Negli ultimi anni abbiamo assistito al lento declino della tv in diretta. I telespettatori, grazie all’esplosione delle connessioni mobili, sono sempre più orientati verso un consumo dei contenuti audiovisivi anytime, anywhere e any device.
I palinsesti sono morti nel senso più tradizionale del termine. Oggi gli utenti si costruiscono programmazioni sempre più personalizzate in base ai loro gusti e alle loro preferenze.
Le revenue pubblicitarie sono in lenta ripresa dopo aver raggiunto il livello minimo nel 2008; finanziamento pubblico sotto pressione; mentre la pay tv continua a crescere, i broadcaster tradizionali hanno cominciato a produrre e distribuire format brevi sulle piattaforme di video-sharing come YouTube o Dailymotion.
Il settore della distribuzione è profondamente mutato con i provider over-the-top e gli aggregatori di contenuti.
La Commissione Ue ha ben compreso il grosso fermento del mercato e presentato il mese scorso la proposta di revisione della Direttiva sui servizi media audiovisivi (SMA), avviando un nuovo approccio alle piattaforme online per raccogliere le nuove sfide poste dal digitale in vista della realizzazione del Mercato Unico. (Focus sui punti essenziali).
Una revisione necessaria considerata la maggiore offerta di video on-demand che però arriva su mercati ancora molto frammentati con più canali e servizi VOD disponibili.
L’Osservatorio europeo dell’audiovisivo ha presentato un Rapporto che esamina il campo d’applicazione della Direttiva SMA e le proposte di modifica avanzate a Bruxelles dai Commissari Ue Ansip e Oettinger.
La Direttiva Ue prevede regole più severe per la tv e un regime più ‘morbido’ per i servizi media audiovisivi on-demand in alcuni settore specifici, come la tutela dei minori, la promozione e la distribuzione di opere europee, la pubblicità e le televendite.
Ma è davvero necessario conservare una regolamentazione il cui rigore varia in funzione del servizio reso visto che la distinzione tra tv e servizi on-demand è sempre meno netta?
Le modifiche alla Direttiva SMA erano attese da tempo dall’industria di settore, visto che queste norme comuni hanno quasi 30 anni e nel frattempo molte cose sono cambiate.
Da qui la necessità della Ue di intervenire rapidamente per assicurare un level playing field tra broadcaster e newcomers.
In questo senso, altre novità riguarderanno i contributi degli OTT alla produzione Ue.
Attualmente le emittenti televisive europee investono circa il 20% delle loro entrate in contenuti originali e i fornitori di servizi a richiesta meno dell’1%. La Commissione vuole che le emittenti televisive continuino a riservare almeno metà del tempo di trasmissione alle opere europee e obbligherà i fornitori di servizi a richiesta a garantire almeno il 20% di opere europee nei loro cataloghi.

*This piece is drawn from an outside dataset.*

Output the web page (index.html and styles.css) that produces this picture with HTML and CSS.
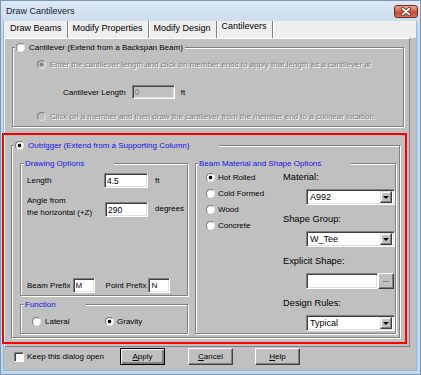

La proposta chiarisce inoltre che gli Stati membri possono chiedere ai servizi on-demand disponibili sul territorio nazionale di contribuire finanziariamente alle opere europee.
Per le piattaforme online, la Commissione ha delineato un approccio mirato e basato su principi per risolvere i problemi segnalati dai partecipanti alla sua consultazione pubblica sulla valutazione delle piattaforme, che si è svolta nell’arco di un anno, e coadiuverà l’industria e le parti interessate nei loro sforzi di autoregolamentazione e coregolamentazione per garantire che questo approccio resti flessibile e aggiornato.
In questo sensi indispensabile lavorare sulla fiducia dei consumatori.
Per i ricercatori dell’Osservatorio europeo dell’audiovisivo tra servizi audiovisivi tradizionali e di nuova generazione ci sono confini sempre più sfumati, sarebbe forse più opportuno quindi ragionare senza fare più distinzioni tra servizi tradizionali e online.